There are collaborations, and then there are collaborations that feel like somebody raided your childhood bedroom and your dream guitar collection at the same time. The new Fender x Pac-Man Player II Telecaster lands squarely in that glorious intersection of nostalgia, arcade glow, and “I suddenly need this on my wall immediately” energy.

Designed in partnership with Bandai Namco, the Fender x PAC-MAN Telecaster feels aimed directly at the generation that spent entire afternoons feeding quarters into arcade cabinets while pretending homework did not exist. At the same time, it somehow works for younger fans who now view 80s arcade culture the way previous generations viewed jukebox diners and pinball halls. Retro never dies. It just gets brighter LEDs.
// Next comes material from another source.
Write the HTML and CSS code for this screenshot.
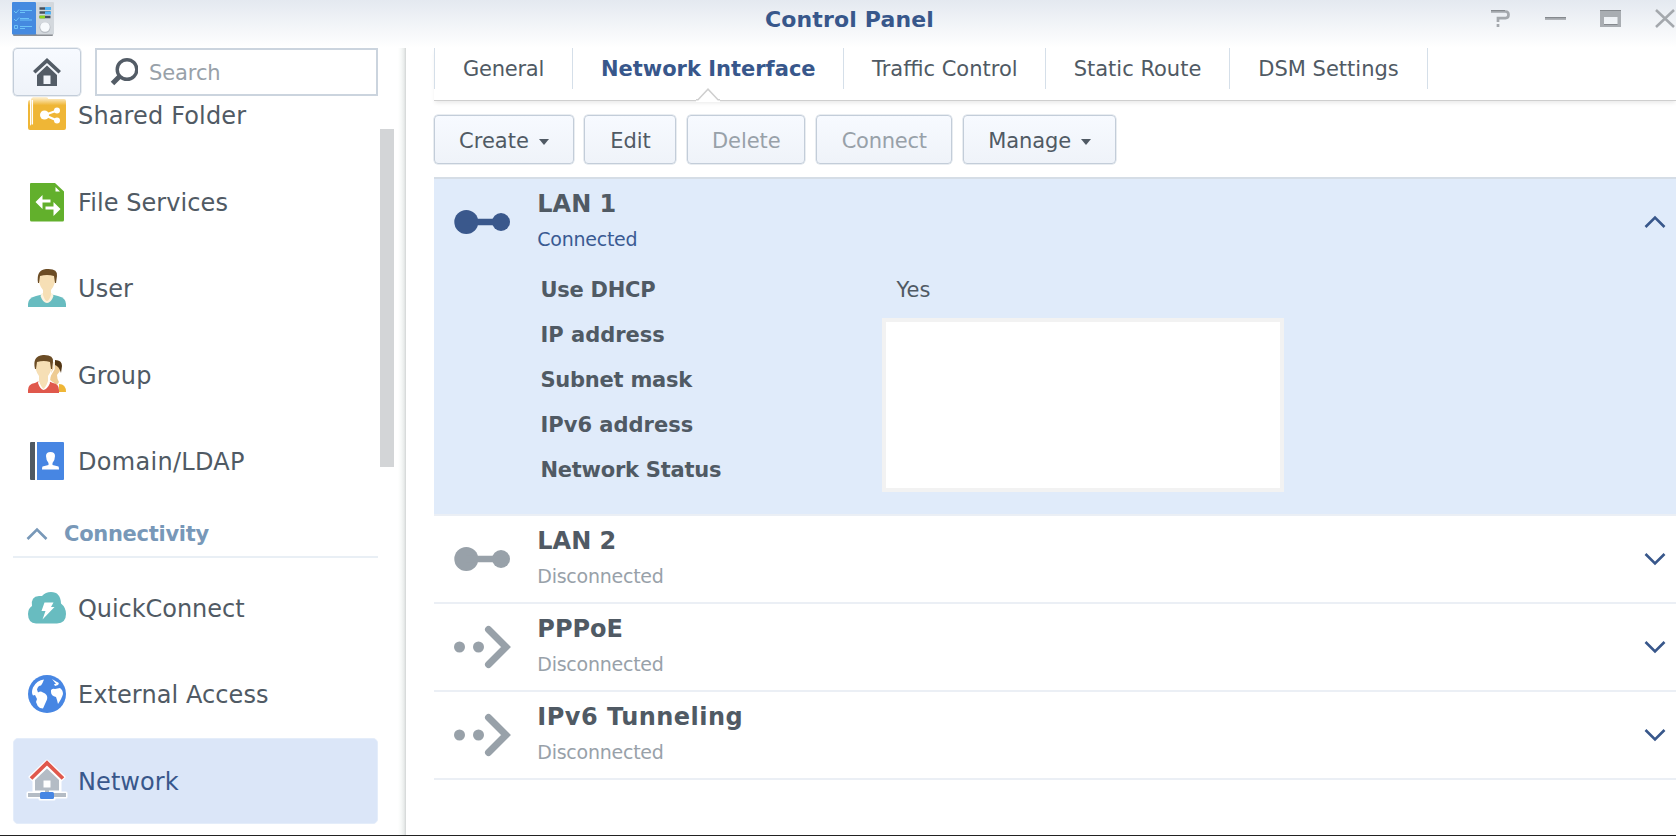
FILE: index.html
```html
<!DOCTYPE html>
<html lang="en">
<head>
<meta charset="utf-8">
<title>Control Panel</title>
<link rel="stylesheet" href="styles.css">
</head>
<body>
<div class="window">
  <header class="titlebar">
    <svg class="app-icon" width="42" height="36" viewBox="0 0 42 36">
      <rect x="1" y="31.500" width="40" height="2.400" rx="1" fill="#8b8e93"/>
      <rect x="0" y="0" width="24" height="32.500" rx="1" fill="#458ae0"/>
      <rect x="24" y="0" width="18" height="32.500" rx="1" fill="#d3d8dd"/>
      <path d="M2 9l2 2 3-3.500M2 17l2 2 3-3.500M2.500 23.500h3v3h-3z" fill="none" stroke="#6cc3f7"/>
      <path d="M8 8.500h12M8 10.500h5M8 16.500h9M8 18h12M8 24.500h12M8 26.500h5" stroke="#6cc3f7"/>
      <path d="M27.500 6.500h11M27.500 10.500h11M27.500 15h11" stroke="#46505c" stroke-width="2.600"/>
      <path d="M33 6.500h6M33 11h6" stroke="#4fb2f5" stroke-width="2.800"/>
      <path d="M27.500 15h5.500" stroke="#8ed61c" stroke-width="2.800"/>
      <circle cx="33" cy="25.500" r="5.500" fill="#b7bcc3"/>
      <circle cx="33" cy="25" r="4.800" fill="#f7fafc"/>
    </svg>
    <h1 class="title">Control Panel</h1>
    <svg class="controls" width="186" height="22" viewBox="0 0 186 22">
      <g fill="none" stroke="#a4a8ad" stroke-width="2.700">
        <path d="M1 3.500h14.500q3 0 3 3.300t-3 3.300h-7.500v3.900"/>
        <path d="M8 16v3"/>
        <path d="M55 10.500h21"/>
        <path d="M166 2l18 17M184 2l-18 17" stroke-width="2.500"/>
      </g>
      <path d="M110 2h21v17h-21zM114 9v7h13.500V9z" fill="#a9adb2" fill-rule="evenodd"/>
      <path d="M1 2.500h14M55 9.500h21M110 2.500h21M114 16.500h13.500" stroke="#85898e"/>
    </svg>
  </header>
  <div class="body">
    <aside class="sidebar">
      <div class="side-top">
        <button class="btn home">
          <svg width="28" height="28" viewBox="0 0 28 28" fill="#535c66">
            <path d="M14 0L0 13l2.500 2.500L14 5l11.500 10.500L28 13z"/>
            <path fill-rule="evenodd" d="M14 7.500L4 17v11h20V17zM10.500 17.500h7V26h-7z"/>
          </svg>
        </button>
        <div class="search">
          <svg width="28" height="28" viewBox="0 0 28 28" fill="none" stroke="#535c66">
            <circle cx="17" cy="11.500" r="9.800" stroke-width="3.400"/>
            <path d="M9.500 18.500L2.500 25.500" stroke-width="5"/>
          </svg>
          <span>Search</span>
        </div>
      </div>
      <div class="list">
        <nav class="items">
          <a class="item first"><svg class="ic" width="42" height="42" viewBox="0 0 42 42">
            <defs><linearGradient id="fade" x1="0" y1="0" x2="0" y2="1"><stop offset="0" stop-color="#fff3d8"/><stop offset=".25" stop-color="#efb636"/></linearGradient></defs>
            <path d="M2 8q0-2 2-2v24q0 1.500 1 1.500V6q0-2 2-3h13q2 0 2 1.500V5h16q2 0 2 2v27q0 2-2 2H4q-2 0-2-2z" fill="url(#fade)"/>
            <path d="M6.300 6v24.500" stroke="#fff" stroke-width="1.500"/>
            <path d="M31 16.500L18.500 21 31 26.500" fill="none" stroke="#fff" stroke-width="2.200"/>
            <circle cx="18.500" cy="21" r="4.500" fill="#fff"/><circle cx="31" cy="16.500" r="3" fill="#fff"/><circle cx="31" cy="26.500" r="3" fill="#fff"/>
          </svg>Shared Folder</a>
          <a class="item"><svg class="ic" width="42" height="42" viewBox="0 0 42 42">
            <path d="M5 2h24l9 8.500V39q0 1.500-1.500 1.500h-31Q4 40.500 4 39V3q0-1 1-1z" fill="#62b02c"/>
            <path d="M29.500 6v4.500H34zM9.500 21l7-7v4.500h8v3h-8V28zM34.500 28l-7-7v4.500h-8v3h8V35z" fill="#fff"/>
          </svg>File Services</a>
          <a class="item"><svg class="ic" width="42" height="42" viewBox="0 0 42 42">
            <path d="M2 40v-3q0-6 8-8l6-1.500h10L32 29q8 2 8 8v3z" fill="#68bcc0"/>
            <path d="M16 26l-1.500 3q2.500 7 6.500 7t6.500-7L26 26z" fill="#fdf3df"/>
            <path d="M12.500 9q0-6 8.500-6t8.500 6q0 9-4.500 14v5q-2 6-4 6t-4-6v-5Q12.500 18 12.500 9z" fill="#f6dfb5"/>
            <path d="M12 16q-2-13 8-14 12-1 11 7l-1 7h-1l-1-7q-7-2-14 0l-1 7z" fill="#6b4c25"/>
          </svg>User</a>
          <a class="item"><svg class="ic" width="42" height="42" viewBox="0 0 42 42">
            <path d="M33 39v-8q7 0 7 8z" fill="#efb636"/>
            <path d="M27 9h8q1 8-4 13 0 4 2 7l-2 3-7-5z" fill="#eecb93"/>
            <path d="M29 7q7 0 7 6l-1 7q-2-7-6-8z" fill="#523614"/>
            <path d="M2 40v-3q0-6 7-7l4-2h9l5 2q6 1 6 7v3z" fill="#e0584c"/>
            <path d="M13 26l-1 4q2 6 5.500 7 4-1 6.500-7l-1-4z" fill="#fff"/>
            <path d="M9 9q0-6 8.500-6T26 9q0 9-4 14v5q-2 6-4.500 8-2.500-2-4.500-8v-5Q9 18 9 9z" fill="#f6dfb5"/>
            <path d="M28 7v9L23.500 24v5" fill="none" stroke="#fff" stroke-width="1.300"/>
            <path d="M9 16Q6 3 17 2q11-.500 10 7l-1 7h-1l-1-7q-6-2-13 0l-1 7z" fill="#6b4c25"/>
          </svg>Group</a>
          <a class="item dom"><svg class="ic" width="42" height="42" viewBox="0 0 42 42">
            <path d="M5 2h4v38H5q-1 0-1-1V3q0-1 1-1z" fill="#4f5a64"/>
            <path d="M11 2h26q1 0 1 1v36q0 1-1 1H11z" fill="#4786e3"/>
            <path d="M20 16q0-4 4.500-4t4.500 4q0 4-2.500 7v2l6 1.500q.500 1 .500 3H16q0-2 .500-3l6-1.500v-2Q20 20 20 16z" fill="#fff"/>
          </svg>Domain/LDAP</a>
          <div class="group"><svg width="22" height="14" viewBox="0 0 22 14"><path d="M1.500 12L11 2.500 20.500 12" fill="none" stroke="#7898b8" stroke-width="2.600"/></svg>Connectivity</div>
          <a class="item quick"><svg class="ic" width="42" height="42" viewBox="0 0 42 42">
            <path d="M10 36.500q-8-.500-8-9.500 0-5.500 4-8Q4.500 9.500 13 9h3q3.500-4 9-4 9.500 0 10 11.500 5 4 5 10.500 0 9-9 9.500z" fill="#68bcc0"/>
            <path d="M18.500 15.500h9L25 20h3.500L16.500 32.500l3-8.500h-4z" fill="#fff"/>
          </svg>QuickConnect</a>
          <a class="item"><svg class="ic" width="42" height="42" viewBox="0 0 42 42">
            <circle cx="21" cy="21" r="19" fill="#4786e3"/>
            <path d="M18 6.500q-7 .500-11 8-2 5 0 8l2-.500 2 4-1 3q1 4 4 6l3 .500 4-9q1-4-2-6l-4-2q-2 0-3 1l-1-3q1-4 4-4 2-3 3-6zM25 17q2-2 4-1l5-1q3 2 3 6-1 4-5 10l-1-4-1-3q-5-1-5-5zM26 6l5 3q3 1 1 3l-3 1-1-2h2z" fill="#fff"/>
          </svg>External Access</a>
          <a class="item active"><svg class="ic" width="42" height="42" viewBox="0 0 42 42">
            <g stroke="#fff" stroke-width="3" stroke-linejoin="round" fill="#fff"><path d="M21 2L4 18l3 3 1-1v12h12v2H2v4h38v-4H22v-2h12V20l1 1 3-3z"/><path d="M14 33h14v7H14z"/></g>
            <path d="M21 9.500L9 21v10.500h24V21z" fill="#b4bcc5"/><path d="M17.500 21.500h7v7h-7z" fill="#fff"/>
            <path d="M5 19.500L21 4l16 15.500" fill="none" stroke="#e0584c" stroke-width="3.800"/>
            <path d="M2 36h38M21 31v4" stroke="#b4bcc5" stroke-width="4"/><rect x="14" y="33" width="14" height="7" rx="1.500" fill="#4786e3"/>
          </svg>Network</a>
        </nav>
        <div class="scrollbar"></div>
      </div>
    </aside>
    <main class="main">
      <nav class="tabs">
        <a class="tab t1">General</a><a class="tab t2 on">Network Interface<svg class="notch" width="24" height="14" viewBox="0 0 24 14"><path d="M0 14V11.800h1.500L12 1l10.500 10.800H24V14z" fill="#fff"/><path d="M0 11.800h2L12 1.200l10 10.600h2" fill="none" stroke="#cfcfcf" stroke-width="1.500"/></svg></a><a class="tab t3">Traffic Control</a><a class="tab t4">Static Route</a><a class="tab t5">DSM Settings</a>
      </nav>
      <div class="toolbar">
        <button class="btn b1">Create<i class="caret"></i></button>
        <button class="btn b2">Edit</button>
        <button class="btn b3 off">Delete</button>
        <button class="btn b4 off">Connect</button>
        <button class="btn b5">Manage<i class="caret"></i></button>
      </div>
      <section class="table">
        <article class="row open">
          <div class="row-head">
            <svg class="link" width="56" height="42" viewBox="0 0 56 42" fill="#3a588c"><circle cx="12.300" cy="21" r="12"/><circle cx="47" cy="21" r="9"/><path d="M12 17.700h35v6.600H12z"/></svg>
            <div class="names"><h2>LAN 1</h2><p class="up">Connected</p></div>
            <svg class="chev" width="22" height="14" viewBox="0 0 22 14"><path d="M1.500 12L11 2.500 20.500 12"/></svg>
          </div>
          <div class="details">
            <dl class="facts"><dt class="tight">Use DHCP</dt><dt>IP address</dt><dt class="tight">Subnet mask</dt><dt>IPv6 address</dt><dt class="tight">Network Status</dt></dl>
            <div class="values"><span>Yes</span><div class="blank"></div></div>
          </div>
        </article>
        <article class="row">
          <div class="row-head">
            <svg class="link" width="56" height="42" viewBox="0 0 56 42" fill="#98a1a9"><circle cx="12.300" cy="21" r="12"/><circle cx="47" cy="21" r="9"/><path d="M12 17.700h35v6.600H12z"/></svg>
            <div class="names"><h2>LAN 2</h2><p>Disconnected</p></div>
            <svg class="chev" width="22" height="14" viewBox="0 0 22 14"><path d="M1.500 2L11 11.500 20.500 2"/></svg>
          </div>
        </article>
        <article class="row">
          <div class="row-head">
            <svg class="link" width="56" height="42" viewBox="0 0 56 42" fill="#98a1a9"><circle cx="5.500" cy="21" r="5.500"/><circle cx="24.500" cy="21" r="5.500"/><path d="M34.500 3.500L52 21 34.500 38.500" fill="none" stroke="#98a1a9" stroke-width="7" stroke-linecap="round"/></svg>
            <div class="names"><h2>PPPoE</h2><p>Disconnected</p></div>
            <svg class="chev" width="22" height="14" viewBox="0 0 22 14"><path d="M1.500 2L11 11.500 20.500 2"/></svg>
          </div>
        </article>
        <article class="row">
          <div class="row-head">
            <svg class="link" width="56" height="42" viewBox="0 0 56 42" fill="#98a1a9"><circle cx="5.500" cy="21" r="5.500"/><circle cx="24.500" cy="21" r="5.500"/><path d="M34.500 3.500L52 21 34.500 38.500" fill="none" stroke="#98a1a9" stroke-width="7" stroke-linecap="round"/></svg>
            <div class="names"><h2 class="wide">IPv6 Tunneling</h2><p>Disconnected</p></div>
            <svg class="chev" width="22" height="14" viewBox="0 0 22 14"><path d="M1.500 2L11 11.500 20.500 2"/></svg>
          </div>
        </article>
      </section>
    </main>
  </div>
</div>
</body>
</html>
```
FILE: styles.css
```css
* { box-sizing: border-box; }
body { margin: 0; font-family: Verdana, "DejaVu Sans", sans-serif; color: #505a64; background: #fff; }
h1, h2, p, dl, dt { margin: 0; }
.window { width: 1676px; height: 836px; overflow: hidden; display: flex; flex-direction: column; border-bottom: 1px solid #222; }
.titlebar { height: 48px; flex: none; display: grid; grid-template-columns: 1fr auto 1fr; background: linear-gradient(#e4e9f0, #fff); }
.app-icon { margin: 2px 0 0 12px; }
.title { font-size: 22px; line-height: 39px; font-weight: bold; letter-spacing: .15px; color: #38578b; margin-left: 23px; }
.controls { justify-self: end; margin: 8px 0 0 0; }
.body { flex: 1; min-height: 0; display: flex; }

.sidebar { width: 405.500px; flex: none; display: flex; flex-direction: column; background: linear-gradient(to left, #d2d5d5 0, #e9eceb 2px, #f7f9f8 5px, #fff 8px); }
.side-top { display: flex; gap: 14px; padding-left: 12.500px; height: 48px; flex: none; }
.btn { font: inherit; font-size: 21px; color: #505a64; height: 49px; padding: 2px 0 0 1px; border: 1.500px solid #c3cdd9; border-radius: 4px; background: linear-gradient(#f7faff, #eff3f9); box-shadow: 0 0 0 .5px #d3dbe4; display: flex; align-items: center; justify-content: center; }
.home { width: 68.500px; height: 48px; padding: 0; }
.search { width: 283px; height: 48px; border: 2px solid #cbd4de; display: flex; align-items: center; padding-left: 13px; gap: 11px; font-size: 21px; color: #98a1a9; background: #fff; }
.search span { padding-top: 1px; letter-spacing: -.1px; }
.list { display: flex; flex: 1; min-height: 0; }
.items { width: 378px; padding-left: 12.500px; margin-right: 2px; }
.item { height: 86.400px; display: flex; align-items: center; padding: 1.500px 0 0 13.500px; gap: 10px; font-size: 24px; letter-spacing: .08px; border-radius: 5px; }
.item.first { margin-top: -23.500px; letter-spacing: .15px; }
.item.dom { letter-spacing: .3px; }
.item.quick { letter-spacing: -.05px; }
.item.active { background: #dbe6f8; color: #38578b; border: 1px solid #e4edfa; padding-left: 12.500px; }
.ic { flex: none; overflow: visible; margin-top: -2.500px; }
.group { height: 53.500px; margin-bottom: 7px; border-bottom: 2px solid #e9eff5; display: flex; align-items: center; padding: 8px 0 0 13px; gap: 16.500px; font-size: 21px; letter-spacing: -.28px; font-weight: bold; color: #7898b8; }
.scrollbar { width: 14px; height: 338px; margin-top: 33px; background: #d3d5d7; }

.main { flex: 1; min-width: 0; padding-left: 28px; display: flex; flex-direction: column; }
.tabs { height: 53px; flex: none; display: flex; border-bottom: 1.500px solid #cfcfcf; box-shadow: 0 3px 4px -1px #eaeaea; font-size: 21px; }
.tab { height: 41px; line-height: 43px; padding-left: 1px; text-align: center; white-space: nowrap; border-right: 1.500px solid #d5dfe9; position: relative; }
.t1 { width: 139px; border-left: 1.500px solid #d5dfe9; letter-spacing: -.25px; }
.t2 { width: 271.500px; }
.t3 { width: 201.500px; }
.t4 { width: 184px; }
.t5 { width: 198px; }
.on { font-weight: bold; color: #38578b; }
.notch { position: absolute; left: 123px; top: 40px; }
.toolbar { display: flex; gap: 10.500px; padding-top: 14px; height: 76px; flex: none; }
.b1 { width: 140px; }
.b2 { width: 92px; }
.b3 { width: 118.500px; letter-spacing: -.1px; }
.b4 { width: 136.500px; letter-spacing: -.25px; }
.b5 { width: 153.500px; letter-spacing: -.1px; }
.off { color: #98a1a9; }
.caret { border: 5.500px solid transparent; border-top: 6px solid #505a64; border-bottom: 0; margin: 2px 0 0 10px; }

.table { border-top: 2px solid #d5dde6; }
.row { border-bottom: 2px solid #ebeff5; }
.row.open { background: #e0ebfa; height: 337px; }
.row-head { height: 86px; display: flex; align-items: center; padding: 0 10px 0 20px; }
.link { flex: none; overflow: visible; }
.names { flex: 1; margin-left: 27.800px; padding-top: 2.500px; }
h2 { font-size: 24px; line-height: 33px; }
.names h2.wide { letter-spacing: .48px; }
.names p { font-size: 19px; line-height: 37px; letter-spacing: -.25px; color: #98a1a9; }
.names p.up { color: #3a5a92; }
.chev { fill: none; stroke: #38578b; stroke-width: 2.600; }
.details { display: flex; font-size: 21px; line-height: 45px; padding: 3px 0 0 107px; }
.facts { width: 341px; font-weight: bold; }
.facts .tight { letter-spacing: -.25px; }
.values span { display: block; margin-left: 15px; height: 50px; }
.blank { width: 402px; height: 174px; background: #fff; border: 4px solid #f2f2f2; }
```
The guitar itself absolutely leans into the aesthetic chaos in the best possible way. The maze stretches across the body like an arcade screen frozen mid-game. Blinky, Pinky, Inky, and Clyde are all here looking ready to ruin your afternoon exactly like they did in 1983. Even the back features a retro-inspired “high score” display that quietly hides one of the smartest easter eggs in the entire collaboration.

The score reads 2026.

That number is not random. PAC-MAN debuted in 1980, making it the same age as Fender in 2026. Meanwhile, Fender was founded in 1946, which happens to be the exact age PAC-MAN turns this year. Somebody in the design department absolutely smiled when they figured that one out.

It is also funny how both icons came from surprisingly simple design philosophies. PAC-MAN creator Toru Iwatani supposedly came up with the character after looking at a pizza missing a slice. Meanwhile, Leo Fender approached guitar design with the same practical simplicity, borrowing inspiration from Hawaiian lap steel guitars and functional industrial design. One became the face of arcade gaming. The other became one of the most recognizable guitar silhouettes ever built.

The only slight disappointment here is the missed opportunity on the fretboard. Fender went with standard fret dots instead of going completely overboard with custom PAC-MAN inlays. Tiny ghosts. Cherries. Power pellets. Mini PAC-MAN shapes eat dots up the neck. The possibilities were sitting right there like bonus fruit waiting to be collected.

Still, underneath the neon arcade art is a legitimately serious instrument. Fender loaded this thing with a Modern “C” neck profile, rolled fingerboard edges, 22 medium jumbo frets, Player Series Alnico V Single-Coil Tele pickups, a 3-way blade switch, a 6-saddle bridge, and ClassicGear tuners. In other words, this is not just wall art for a retro game room. This thing is built actually to play.

It would have been easy to make a gimmick collector piece. Instead, Fender made something that feels like an actual playable celebration of two pop culture giants that somehow shaped generations in completely different ways.